Le service est utilisé par Sunil Jeewoonarain, secrétaire de la MBOCF, pour la route 189, Ébène - Flic-en-Flac et la route 120, Port-Louis - Baie-du-Cap. Toutefois, il est le seul client de Smart Logic, a souligné Beelur RohessKumar : « Nous avons contacté plusieurs compagnies d’autobus et les coopératives, mais elles ne sont pas intéressées. Ce n’est pas un problème pour elles, si les passagers n’ont pas leur autobus à l’heure », soutient-il.
Bus feeders : la fin des transports marrons ?
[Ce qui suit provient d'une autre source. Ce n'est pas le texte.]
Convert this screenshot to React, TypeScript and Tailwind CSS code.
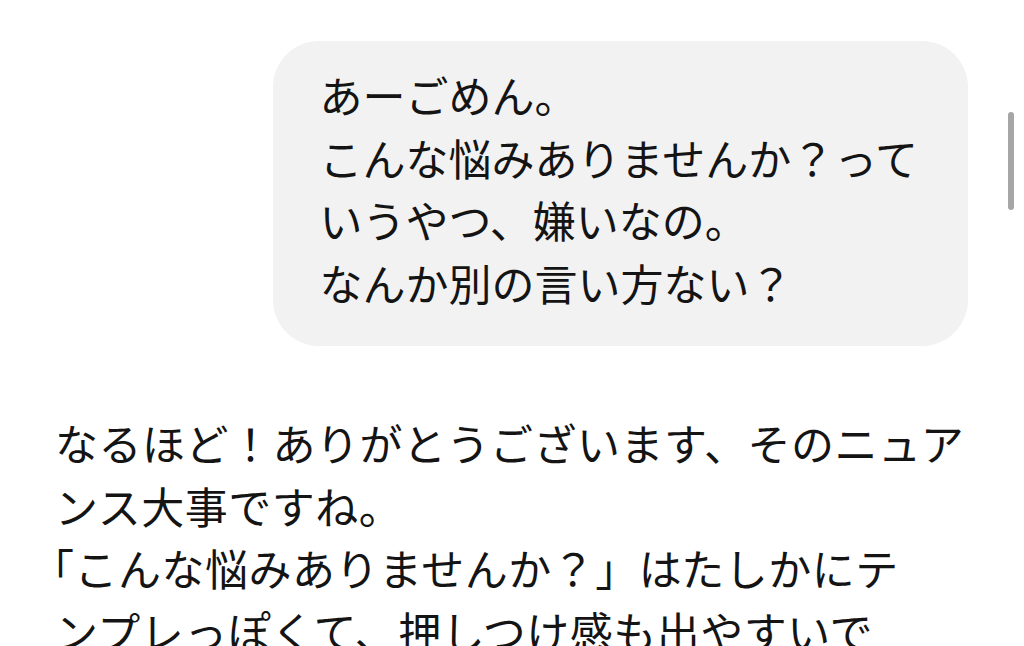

Le métro léger va forcer les principales compagnies du transport public à alimenter un réseau de bus 'feeder' ou de rabattage. Ce qui les poussera à prévoir des minibus 'tip-top' jusque devant les portes des potentiels passagers dans certains cas. Avec un tarif estimé en moyenne à Rs 15, ces autobus devraient pouvoir concurrencer les transports marrons. Pour les compagnies d'autobus elles-mêmes, le système est également avantageux. Le ministre des Infrastructures publiques, Nando Bodha, a donné des estimations à ce sujet la semaine dernière. Ainsi, de Curepipe à Port-Louis, avec le tarif actuel de Rs 36 et les 27 kilomètres, les compagnies empocheront Rs 1,50 sur chaque kilomètre. Par contre, sur des trajets courts de 4 kilomètres, avec un ticket à Rs 15, ils auront à Rs 5.
La profitabilité pour les opérateurs, d'une part, et le tarif abordable pour les passagers, d'autre part, laissent espérer que le système pourra concurrencer les transports parallèles.